A conclusion not unlike what we saw in the 2023's UKHSA Technical Briefing #3, which found that it might take weeks - and hundreds of cases - before community spread of a novel flu could be confirmed using standard surveillance (see UK Novel Flu Surveillance: Quantifying TTD).

Last October, the ECDC released two additional guidance documents:

• ECDC Guidance For Testing & Identification Of Zoonotic Influenza Infections In Humans In The EU/EAA

• Surveillance & Targeted Testing for the Early Detection of Zoonotic Influenza in Humans During the Winter Period in the EU/EEA

As with similar guidance we've seen from the U.S. CDC, these are non-binding recommendations, and not all member states have the same capacity for testing and managing of cases. 

The ECDC uses EpiPulse - an online portal for European public health authorities to collect, analyze, and share infectious disease data - integrating several previously independent surveillance platforms; (The European Surveillance System (TESSy), the five Epidemic Intelligence Information System (EPIS) platforms and the Threat Tracking Tool (TTT). 

Over the weekend the ECDC published an updated, 28-page protocol for reporting zoonotic influenza infections to the TESSy database. I've reproduced the introduction below:

Introduction

An event of a human case infected with an influenza virus deriving from an animal source should be reported within 24 hours to the Early Warning and Response System (EWRS) which will cover the International Health Regulations (IHR) notification for EU/EEA countries. 

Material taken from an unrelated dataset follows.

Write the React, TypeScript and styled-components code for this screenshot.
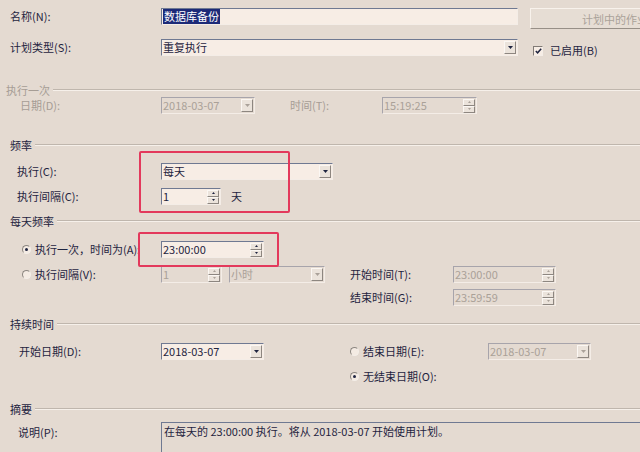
import React from "react";
import styled, { createGlobalStyle } from "styled-components";

const GlobalStyle = createGlobalStyle`
  html, body {
    margin: 0;
    padding: 0;
    background: #e4dad1;
  }
  body {
    font-family: "Noto Sans CJK SC", "Liberation Sans", sans-serif;
    font-size: 11px;
    color: #1f2440;
  }
`;

const Page = styled.div`
  position: relative;
  width: 640px;
  height: 452px;
  overflow: hidden;
  box-sizing: border-box;
  padding-left: 10px;
  background: #e4dad1;
`;

const Row = styled.div<{ $mt: number; $h?: number }>`
  display: flex;
  align-items: flex-start;
  height: ${(p) => p.$h ?? 17}px;
  margin-top: ${(p) => p.$mt}px;
`;

const LeftCell = styled.div`
  display: flex;
  align-items: flex-start;
  width: 340px;
  flex-shrink: 0;
`;

const Label = styled.span<{ $w?: number; $indent?: number; $ml?: number; $disabled?: boolean }>`
  flex-shrink: 0;
  box-sizing: border-box;
  width: ${(p) => p.$w ?? 151}px;
  padding-left: ${(p) => p.$indent ?? 0}px;
  margin-left: ${(p) => p.$ml ?? 0}px;
  line-height: 17px;
  white-space: nowrap;
  color: ${(p) => (p.$disabled ? "#a69d95" : "#1f2440")};
`;

const Section = styled.div<{ $mt: number; $shift?: number; $disabled?: boolean }>`
  display: flex;
  align-items: center;
  height: 14px;
  margin-top: ${(p) => p.$mt}px;
  margin-left: ${(p) => p.$shift ?? 0}px;
  white-space: nowrap;
  color: ${(p) => (p.$disabled ? "#a69d95" : "#1f2440")};

  &::after {
    content: "";
    flex: 1;
    margin-left: 3px;
    border-top: 1px solid #bfb6ad;
    border-bottom: 1px solid #f6f0ea;
  }
`;

const Field = styled.div<{ $w: number; $ml?: number; $disabled?: boolean }>`
  display: flex;
  align-items: center;
  flex-shrink: 0;
  box-sizing: border-box;
  width: ${(p) => p.$w}px;
  height: 17px;
  margin-left: ${(p) => p.$ml ?? 0}px;
  background: ${(p) => (p.$disabled ? "#e4dad1" : "#f7ede5")};
  border-top: 1px solid ${(p) => (p.$disabled ? "#a7a4ab" : "#6f7992")};
  border-left: 1px solid ${(p) => (p.$disabled ? "#a7a4ab" : "#6f7992")};
  border-right: 1px solid #f4ede7;
  border-bottom: 1px solid #f4ede7;
  color: ${(p) => (p.$disabled ? "#aaa198" : "#1f2440")};
`;

const FieldText = styled.span`
  flex: 1;
  padding-left: 1px;
  line-height: 15px;
  white-space: nowrap;
  overflow: hidden;
`;

const Selected = styled.span`
  background: #1c2a78;
  color: #ffffff;
  padding: 0 1px;
`;

const DropButton = styled.span`
  display: flex;
  align-items: center;
  justify-content: center;
  box-sizing: border-box;
  width: 12px;
  height: 13px;
  margin-right: 1px;
  background: #ebe3db;
  border: 1px solid;
  border-color: #fbf7f3 #8d8680 #8d8680 #fbf7f3;
`;

const SpinStack = styled.span`
  display: flex;
  flex-direction: column;
  width: 12px;
  height: 14px;
  margin-right: 1px;
`;

const SpinHalf = styled.span`
  flex: 1;
  display: flex;
  align-items: center;
  justify-content: center;
  box-sizing: border-box;
  background: #ebe3db;
  border: 1px solid;
  border-color: #fbf7f3 #8d8680 #8d8680 #fbf7f3;
`;

const Unit = styled.span`
  margin-left: 10px;
  line-height: 17px;
`;

const PushButton = styled.div`
  display: flex;
  align-items: center;
  justify-content: center;
  flex-shrink: 0;
  box-sizing: border-box;
  width: 170px;
  height: 21px;
  margin-left: 12px;
  background: #e6ddd4;
  border: 1px solid;
  border-color: #f8f2ec #978f87 #978f87 #f8f2ec;
  color: #aaa299;
  white-space: nowrap;
`;

const CheckWrap = styled.label`
  display: flex;
  align-items: center;
  gap: 7px;
  margin-left: 15px;
  margin-top: 3px;
  line-height: 17px;
  white-space: nowrap;
`;

const CheckBox = styled.span`
  display: flex;
  align-items: center;
  justify-content: center;
  box-sizing: border-box;
  width: 10px;
  height: 10px;
  background: #f7ede5;
  border: 1px solid;
  border-color: #817b76 #f4ede7 #f4ede7 #817b76;
`;

const RadioLabel = styled.span<{ $w: number; $indent?: number; $ml?: number }>`
  display: flex;
  align-items: center;
  gap: 4px;
  flex-shrink: 0;
  box-sizing: border-box;
  width: ${(p) => p.$w}px;
  padding-left: ${(p) => p.$indent ?? 0}px;
  margin-left: ${(p) => p.$ml ?? 0}px;
  line-height: 17px;
  white-space: nowrap;
`;

const Radio = styled.span<{ $checked?: boolean }>`
  display: flex;
  align-items: center;
  justify-content: center;
  box-sizing: border-box;
  width: 9px;
  height: 9px;
  border-radius: 50%;
  background: #f4ebe3;
  border: 1px solid;
  border-color: #8c8680 #f4eee8 #f4eee8 #8c8680;

  &::after {
    content: "";
    width: 3px;
    height: 3px;
    border-radius: 50%;
    background: ${(p) => (p.$checked ? "#1f2440" : "transparent")};
  }
`;

const Summary = styled.div`
  box-sizing: border-box;
  width: 500px;
  height: 60px;
  padding: 1px 2px;
  border-top: 1px solid #6f7992;
  border-left: 1px solid #6f7992;
  line-height: 15px;
  white-space: nowrap;
`;

const Annotation = styled.div<{ $x: number; $y: number; $w: number; $h: number }>`
  position: absolute;
  left: ${(p) => p.$x}px;
  top: ${(p) => p.$y}px;
  width: ${(p) => p.$w}px;
  height: ${(p) => p.$h}px;
  box-sizing: border-box;
  border: 2px solid #e3395c;
  border-radius: 2px;
  pointer-events: none;
`;

const Arrow = ({ color }: { color: string }) => (
  <svg width="5" height="3" viewBox="0 0 5 3">
    <path d="M0 0h5L2.5 3z" fill={color} />
  </svg>
);

const SmallArrow = ({ up, color }: { up?: boolean; color: string }) => (
  <svg width="3" height="2" viewBox="0 0 3 2">
    <path d={up ? "M0 2h3L1.5 0z" : "M0 0h3L1.5 2z"} fill={color} />
  </svg>
);

const Combo = ({
  w,
  ml,
  value,
  disabled,
}: {
  w: number;
  ml?: number;
  value: React.ReactNode;
  disabled?: boolean;
}) => (
  <Field $w={w} $ml={ml} $disabled={disabled}>
    <FieldText>{value}</FieldText>
    <DropButton>
      <Arrow color={disabled ? "#aaa199" : "#1f2440"} />
    </DropButton>
  </Field>
);

const Spin = ({ w, value, disabled }: { w: number; value: string; disabled?: boolean }) => {
  const c = disabled ? "#aaa199" : "#1f2440";
  return (
    <Field $w={w} $disabled={disabled}>
      <FieldText>{value}</FieldText>
      <SpinStack>
        <SpinHalf>
          <SmallArrow up color={c} />
        </SpinHalf>
        <SpinHalf>
          <SmallArrow color={c} />
        </SpinHalf>
      </SpinStack>
    </Field>
  );
};

export default function App() {
  return (
    <Page>
      <GlobalStyle />

      <Row $mt={8} $h={21}>
        <Label>名称(N):</Label>
        <Field $w={357}>
          <FieldText>
            <Selected>数据库备份</Selected>
          </FieldText>
        </Field>
        <PushButton>计划中的作业</PushButton>
      </Row>

      <Row $mt={10}>
        <Label>计划类型(S):</Label>
        <Combo w={357} value="重复执行" />
        <CheckWrap>
          <CheckBox>
            <svg width="7" height="6" viewBox="0 0 7 6">
              <path d="M0.8 3 L2.6 4.8 L6.2 0.8" stroke="#1f2440" strokeWidth="1.5" fill="none" />
            </svg>
          </CheckBox>
          已启用(B)
        </CheckWrap>
      </Row>

      <Section $mt={27} $shift={-4} $disabled>执行一次</Section>
      <Row $mt={0}>
        <Label $indent={10} $disabled>日期(D):</Label>
        <Combo w={94} value="2018-03-07" disabled />
        <Label $w={92} $ml={35} $disabled>时间(T):</Label>
        <Spin w={95} value="15:19:25" disabled />
      </Row>

      <Section $mt={24}>频率</Section>
      <Row $mt={11}>
        <Label $indent={7}>执行(C):</Label>
        <Combo w={172} value="每天" />
      </Row>
      <Row $mt={8}>
        <Label $indent={7}>执行间隔(C):</Label>
        <Spin w={60} value="1" />
        <Unit>天</Unit>
      </Row>

      <Section $mt={9}>每天频率</Section>
      <Row $mt={13}>
        <RadioLabel $w={151} $indent={12}>
          <Radio $checked />
          执行一次，时间为(A):
        </RadioLabel>
        <Spin w={103} value="23:00:00" />
      </Row>
      <Row $mt={8}>
        <LeftCell>
          <RadioLabel $w={151} $indent={12}>
            <Radio />
            执行间隔(V):
          </RadioLabel>
          <Spin w={61} value="1" disabled />
          <Combo w={96} ml={7} value="小时" disabled />
        </LeftCell>
        <Label $w={103}>开始时间(T):</Label>
        <Spin w={103} value="23:00:00" disabled />
      </Row>
      <Row $mt={6}>
        <LeftCell />
        <Label $w={103}>结束时间(G):</Label>
        <Spin w={103} value="23:59:59" disabled />
      </Row>

      <Section $mt={11}>持续时间</Section>
      <Row $mt={12}>
        <LeftCell>
          <Label $indent={9}>开始日期(D):</Label>
          <Combo w={103} value="2018-03-07" />
        </LeftCell>
        <RadioLabel $w={138}>
          <Radio />
          结束日期(E):
        </RadioLabel>
        <Combo w={103} value="2018-03-07" disabled />
      </Row>
      <Row $mt={8}>
        <LeftCell />
        <RadioLabel $w={160}>
          <Radio $checked />
          无结束日期(O):
        </RadioLabel>
      </Row>

      <Section $mt={17}>摘要</Section>
      <Row $mt={6} $h={60}>
        <Label $indent={8} style={{ marginTop: 2 }}>说明(P):</Label>
        <Summary>在每天的 23:00:00 执行。将从 2018-03-07 开始使用计划。</Summary>
      </Row>

      <Annotation $x={139} $y={151} $w={151} $h={62} />
      <Annotation $x={138} $y={232} $w={141} $h={35} />
    </Page>
  );
}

To complement the eventbased surveillance, TESSy reporting allows for a long-term collection of key indicators. Data to TESSy can be uploaded retrospectively when more information becomes available but should be done as soon as feasible to avoid major reporting delays.

This reporting protocol describes data collection for zoonotic influenza viruses. With the data collected, the aim is to support situational risk assessment and trends over time.

For the reporting of case-based data, the record type INFLZOO should be used. Case-based data is the preferential record type for reporting confirmed cases to TESSy. Aggregate data on zoonotic influenza (number of tested samples and number of detected cases by NA and HA subtype) can be uploaded to INFLZOOAGGR. This record type should ideally be used mainly for reported testing data. 

If a country is not able to report to the case-based record type above, then numerator data can also be reported to this record type.

Aim

To support the timely and complete reporting on number of samples tested, number of detected cases and key information of zoonotic influenza cases

Objectives

• To collect data on number of tested people.

• To help assess the onset of the disease, confirmation of the subtype of infection and severity.

• To provide information on exposure, treatment and outcome.

• To provide additional contextual information to help understand the case identification.

• To analyse trends over time.

Record types

The following record types exist for reporting of zoonotic influenza virus in TESSy:

1. INFLZOO for reporting of case-based data of zoonotic influenza virus

2. INFLZOOAGGR for reporting of aggregated data of zoonotic influenza virus

Variables for each record type are outlined in the annex of this reporting protocol.

        (Continue . . . )

Among the changes in this update are expansions to the metadata and codes used in these reports.   A list of changes (which includes animal exposures, exposure activities, and consumption of raw or unpasteurized animal products) follows:

The ECDC continues to urge member countries to improve their surveillance, testing, and reporting of zoonotic or novel flu infections; in humans and in animals. 

Last January, in  ECDC: Avian Flu - Virus mutations and Response Strategies, we looked at two new European avian flu initiatives; 

Avian influenza: EU agencies track virus mutations and analyse response strategies

Preparedness, prevention and control related to zoonotic avian influenza

But as far as what is happening across much of the rest of the world, infectious disease reporting remains sparse, and - for varied economic and political reasons -  only seems to be getting worse (see From Here To Impunity).

A reminder that `no news' isn't necessarily `good news'.